Batch-Insert/Update with Spring Data and JPA

Spring data and JPA are incredibly handy pieces of Java technology, which liberate the developer from the cumbersome task of manually writing SQL code and allow the use of Java POJOs as a programming interface. However, when it comes to batch-operations, you may face some serious performance challenges.

This article will give some insights on how to solve these challenges in an elegant and yet efficient way.

Our Scenario

We have a database with about 1 mio rows distributed over 10 tables. Every week we get a ZIP archive containing new AND updated entries. The number of entries varies, but it is roughly at about 50.000 entries – each entry as an individual file with about 100kb in raw size. One entry in the ZIP archive corresponds to one row in the database where the entire file is stored along with some metadata extracted from the data as additional columns. The link between an entry in the update file and the database is a, possibly composite, domain key. The database access is handled by a Spring Boot application, using Spring Data JPA and Hibernate, with 2nd level cache activated.

The Use Case: Update all entries in the database that already exist and add the new ones. Well, easier said than done!

The Database

In our scenario we have a database with about 10 simple tables, each with

1 UUID as technical primary key
One or more columns identifying the entry with an unique key from the domain
N columns containing arbitrary data representing the business object

Those tables have no payload data columns in common, especially not the domain keys (only the technical primary key). The technical primary key (the UUID) is only known in the context of the system itself. It is generated upon creation of a row in the database and is not included in the update file data in particular. We’ll see in a bit, why that is a challenge.

For the sake of clarity, we will focus on two sample tables. The content-column serves as an arbitrary placeholder for the payload data, in reality distributed over several different columns.

The Model

The corresponding JPA entities are:

@Entity
@Table(name = "PartTable",indexes = @Index(columnList = "Number, Version", unique = true))
@Cacheable
public class PartEntity {

    @Id
    private String id;

    @Column(name = "Number")
    private String number;

    @Column(name = "Version")
    private int version;

    @Column(name = "Content")
    private String content;
}

@Entity
@Table(name = "LabelTable",indexes = @Index(columnList = "Name", unique = true))
@Cacheable
public class LabelEntity {

    @Id
    private String id;

    @Column(name = "Name")
    private String name;

    @Column(name = "Content")
    private String content;
}

The Challenges

As mentioned in the beginning, you will face multiple challenges when trying to implement the use case in this scenario. The challenges are:

We need to check the database for existing entries, in order to decide whether to UPDATE or INSERT.
We have many entries and a performance requirement, so a naive approach might end up with an unacceptable runtime.
What happens to our RAM? Remember, we have 50.000 * ~100kb = ~ 4.7Gb.
And last but not least, can all that be done in a nice, generic way without tons of duplicated code? (Spoiler: Yes!)

The Solution

To make the solution more understandable we will solve the different challenges step by step until we have the complete solution.
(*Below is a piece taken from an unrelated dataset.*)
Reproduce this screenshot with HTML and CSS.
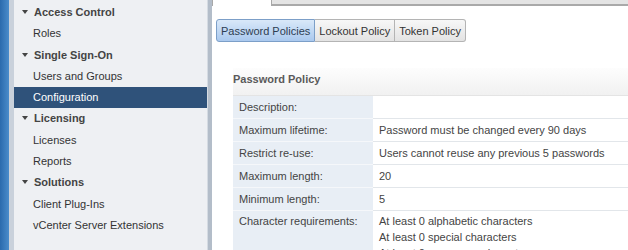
FILE: index.html
```html
<!DOCTYPE html>
<html lang="en">
<head>
    <meta charset="UTF-8">
    <title>Configuration</title>
    <link rel="stylesheet" href="styles.css">
</head>
<body>
    <div class="rail"></div>
    <div class="sidebar">
        <div class="nav-item nav-head"><span class="caret"></span>Access Control</div>
        <div class="nav-item">Roles</div>
        <div class="nav-item nav-head"><span class="caret"></span>Single Sign-On</div>
        <div class="nav-item">Users and Groups</div>
        <div class="nav-item selected">Configuration</div>
        <div class="nav-item nav-head"><span class="caret"></span>Licensing</div>
        <div class="nav-item">Licenses</div>
        <div class="nav-item">Reports</div>
        <div class="nav-item nav-head"><span class="caret"></span>Solutions</div>
        <div class="nav-item">Client Plug-Ins</div>
        <div class="nav-item">vCenter Server Extensions</div>
    </div>
    <div class="divider"></div>
    <div class="content">
        <div class="top-tabs">
            <div class="top-tab active"></div>
            <div class="top-tab-rest"></div>
        </div>
        <div class="sub-tabs">
            <button class="sub-tab active">Password Policies</button>
            <button class="sub-tab">Lockout Policy</button>
            <button class="sub-tab">Token Policy</button>
        </div>
        <div class="policy">
            <div class="policy-title">Password Policy</div>
            <table class="policy-table">
                <tr><td class="label">Description:</td><td></td></tr>
                <tr><td class="label">Maximum lifetime:</td><td>Password must be changed every 90 days</td></tr>
                <tr><td class="label">Restrict re-use:</td><td>Users cannot reuse any previous 5 passwords</td></tr>
                <tr><td class="label">Maximum length:</td><td>20</td></tr>
                <tr><td class="label">Minimum length:</td><td>5</td></tr>
                <tr>
                    <td class="label">Character requirements:</td>
                    <td>At least 0 alphabetic characters<br>At least 0 special characters<br>At least 0 uppercase characters<br>At least 0 lowercase characters</td>
                </tr>
            </table>
        </div>
    </div>
</body>
</html>
```

FILE: styles.css
```css
body {
    margin: 0;
    display: flex;
    height: 250px;
    overflow: hidden;
    font-family: "Liberation Sans", Arial, sans-serif;
    font-size: 11px;
    color: #333;
    background: #fff;
}
.rail {
    width: 9px;
    flex-shrink: 0;
    background: linear-gradient(to right, #2a6aad, #4a8ccb);
    border-right: 5px solid #c9d1db;
}
.sidebar {
    width: 193px;
    flex-shrink: 0;
    background: #eef0f3;
    padding-top: 2px;
}
.nav-item {
    height: 21.3px;
    line-height: 21.3px;
    padding-left: 19px;
    white-space: nowrap;
    color: #333;
}
.nav-head {
    font-weight: bold;
    color: #444;
}
.caret {
    display: inline-block;
    width: 0;
    height: 0;
    margin-left: -11px;
    margin-right: 6px;
    vertical-align: 2px;
    border-left: 3px solid transparent;
    border-right: 3px solid transparent;
    border-top: 4px solid #444;
}
.selected {
    background: #2f527a;
    color: #fff;
}
.divider {
    width: 4px;
    flex-shrink: 0;
    background: #b3bdc9;
    border-left: 1px solid #d5dbe2;
}
.content {
    flex: 1;
    min-width: 0;
}
.top-tabs {
    display: flex;
    height: 6px;
}
.top-tab {
    width: 58px;
    border: 1px solid #a8a8a8;
    border-top: none;
    border-bottom: none;
    background: #fff;
}
.top-tab-rest {
    flex: 1;
    background: #e4e4e4;
    border-bottom: 2px solid #a9a9a9;
}
.sub-tabs {
    display: flex;
    margin: 13px 0 0 4px;
}
.sub-tab {
    font-family: inherit;
    font-size: 11px;
    color: #333;
    height: 23px;
    padding: 0 4px;
    border: 1px solid #b4b4b4;
    border-left: none;
    background: linear-gradient(#f7f7f7, #e3e3e3);
}
.sub-tab:first-child {
    border-left: 1px solid #7c9fc8;
    border-radius: 3px 0 0 3px;
}
.sub-tab:last-child {
    border-radius: 0 3px 3px 0;
}
.sub-tab.active {
    border-color: #7c9fc8;
    background: linear-gradient(#d9e8f9, #aac9ee);
    color: #2d3d52;
}
.policy {
    margin: 26px 0 0 21px;
}
.policy-title {
    height: 27px;
    line-height: 23px;
    font-weight: bold;
    color: #5a5a5a;
    background: linear-gradient(#fdfdfd, #f1f1f1);
    border-bottom: 1px solid #e4e4e4;
}
.policy-table {
    width: 100%;
    border-collapse: collapse;
}
.policy-table td {
    height: 22px;
    padding: 0 6px;
    border-bottom: 1px solid #e2e6ea;
    color: #444;
    vertical-align: middle;
    white-space: nowrap;
}
.policy-table td.label {
    width: 128px;
    background: #e8eef5;
    border-bottom-color: #f5f7fa;
}
.policy-table tr:last-child td {
    vertical-align: top;
    padding-top: 2px;
    line-height: 16px;
}
```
First Things First: Querying the Database

How do we check the database efficiently for existing entries in Spring Data JPA? As mentioned before, the only link between the import data and the database is a, possibly composite, domain key. So, the naive and the slowest possible way of doing this would be one query per entity. Something like:

SELECT * from PartTable where Number = entity1Number AND Version = entity1Version;

If you ever executed 50.000 statements - one after another - you know: that ain’t fun! Adding to the pure database round trip is the fact that with each query another entity must be handled in the Hibernate session. This leads to additional overhead, such as automatic dirty checks before each query. This overhead alone can be a performance killer on its own.

So how can we do better? Ideally, we would like to execute exactly one statement to query all existing entities. Something like:

SELECT * from PartTable where (Number = ?1 AND Version = ?2) OR (Number = ?3 AND Version = ?4) OR (Number = ?5 AND Version = ?6)...;

Can this somehow be done with Spring Data JPA? You can use the IN (...) statement, unfortunately that works for single primitive keys and NOT for combined keys, like the ones we have. However, if you only have primitive keys e.g. a single string column, you can simply add the following method to your Spring Data repository.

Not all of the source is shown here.